Em suma, a problemática do trabalho por turnos é complexa e multifacetada, envolvendo aspectos biológicos, familiares, sociais, mas também organizacionais (por ex., desenho do próprio sistema de turnos). Não obstante a relevância das dimensões mais biológicas (ou, se quisermos, associadas aos “ritmos circadianos”) na compreensão dos efeitos do trabalho nocturno, este tipo de organização do tempo de trabalho envolve, como aliás, indica igualmente a literatura disponível, dimensões de natureza social. Porém, essa mesma literatura tem indicado a necessidade de aprofundamento dessa mesma realidade, sobretudo do ponto de vista conceptual.

De acordo com o quinto Inquérito Europeu às Condições de Trabalho [6], 17% dos/as trabalhadores/as da União Europeia (27 Estados-Membros) realizava trabalho por turnos em 2010. Se atendermos que a organização do tempo de trabalho é um elemento crítico do ponto de vista das condições de trabalho pelo carácter estruturante que exerce nas outras esferas da vida, estamos em crer que a relevância de tal problemática (e seu estudo) manter-se-á nos próximos tempos.

Notas:

[1] Parlamento Europeu (2003), Directiva 2003/88/CE do Parlamento Europeu e do Conselho de 4 de Novembro de 2003 relativa a determinados aspectos da organização do tempo de trabalho, Jornal Oficial da União Europeia, L299, 18/11/2003, pp. 9-19.

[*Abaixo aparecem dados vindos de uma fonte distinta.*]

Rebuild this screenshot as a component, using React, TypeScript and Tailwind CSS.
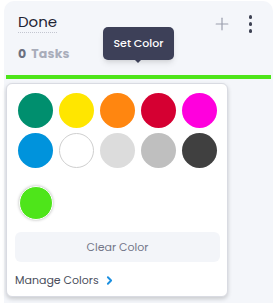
import { ChevronRight, Plus } from 'lucide-react'

const presetColors = [
  '#008f6e', '#ffe600', '#ff8610', '#d50032', '#ff00dd',
  '#0093dc', '#ffffff', '#dcdcdc', '#bfbfbf', '#404040',
]

const App = () => {
  return (
    <div
      className="relative w-[279px] h-[303px] bg-white pl-[4px] pr-[6px] pt-[1px] overflow-hidden"
      style={{ fontFamily: 'Poppins, Inter, "Noto Sans", sans-serif' }}
    >
      <div className="h-[310px] bg-[#f4f6fa] rounded-t-[10px] flex flex-col">
        {/* Header */}
        <div className="flex items-start justify-between pl-[14px] pr-[21px] pt-[11px] h-[74px]">
          <div className="flex flex-col">
            <span className="text-[15px] leading-[20px] text-[#1f2433] border-b border-dotted border-[#c3c6d0] w-fit">
              Done
            </span>
            <span className="mt-[14px] text-[12.5px] leading-[14px] font-bold text-[#a9adba] tracking-[0.2px]">
              <span className="text-[#6c7080] mr-[2px]">0</span> Tasks
            </span>
          </div>
          <div className="flex items-center gap-[17px] pt-[2px]">
            <Plus className="w-[20px] h-[20px] text-[#9a9eac]" strokeWidth={1.4} />
            <div className="flex flex-col gap-[3.5px]">
              <span className="w-[3.5px] h-[3.5px] rounded-full bg-[#3e4253]" />
              <span className="w-[3.5px] h-[3.5px] rounded-full bg-[#3e4253]" />
              <span className="w-[3.5px] h-[3.5px] rounded-full bg-[#3e4253]" />
            </div>
          </div>
        </div>

        {/* Color bar */}
        <div className="mx-[2px] h-[4px] bg-[#4ee51a]" />

        {/* Color picker */}
        <div className="ml-[2px] mt-[4px] w-[222px] h-[214px] bg-white rounded-[6px] border border-[#d9dbe2] shadow-[0_2px_4px_rgba(0,0,0,0.18)] flex flex-col pl-[11px] pr-[7px] pt-[9px]">
          <div className="grid grid-cols-5 gap-x-[6px] gap-y-[5px] w-[199px]">
            {presetColors.map((c) => (
              <span
                key={c}
                className={`w-[35px] h-[35px] rounded-full ${c === '#ffffff' ? 'border border-[#cfcfcf]' : ''}`}
                style={{ backgroundColor: c }}
              />
            ))}
          </div>
          <div className="mt-[18px] pl-[1px]">
            <span className="block w-[34px] h-[34px] rounded-full bg-[#4ee51a] border-[1.5px] border-white shadow-[0_0_3px_rgba(0,0,0,0.3)]" />
          </div>
          <div className="mt-[12px] -ml-[3px] h-[30px] rounded-[6px] bg-[#f3f5f9] flex items-center justify-center text-[11px] text-[#737789]">
            Clear Color
          </div>
          <div className="mt-[10px] -ml-[3px] flex items-center gap-[4px] text-[11px] text-[#4a4e5c]">
            Manage Colors
            <ChevronRight className="w-[13px] h-[13px] text-[#1a8fe0]" strokeWidth={3.5} />
          </div>
        </div>
      </div>

      {/* Tooltip */}
      <div className="absolute left-[103px] top-[27px] w-[71px] h-[33px] rounded-[5px] bg-[#3d4058] flex items-center justify-center text-[11px] font-medium text-white shadow-md">
        Set Color
        <span className="absolute -bottom-[3px] left-[31px] w-0 h-0 border-l-[4px] border-r-[4px] border-t-[4px] border-l-transparent border-r-transparent border-t-[#3d4058]" />
      </div>
    </div>
  )
}

export default App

[2] Assembleia da República, Lei n.º 7/2009 de 12 de Fevereiro (Aprova a revisão do Código do Trabalho).

[3] Silva, Isabel Soares (2008), Adaptação ao trabalho por turnos. Dissertação de Doutoramento em Psicologia do Trabalho e das Organizações, Braga, Universidade do Minho. [http://hdl.handle.net/1822/7723]

[4] Silva, Isabel Soares (2012), As condições de trabalho no trabalho por turnos: Conceitos, efeitos e intervenções, Lisboa: Climepsi Editores.

[5] Gadbois, Charles (2004), Les discordances psychosociales des horaires postés: Questions en suspens, Travail Humain, 67(1), pp. 63-85.

[6] European Foundation for the Improvement of Living and Working Conditions – Eurofound – (2012), Fifth European Working Conditions Survey, Publications Office of the European Union, Luxembourg. doi:10.2806/34660.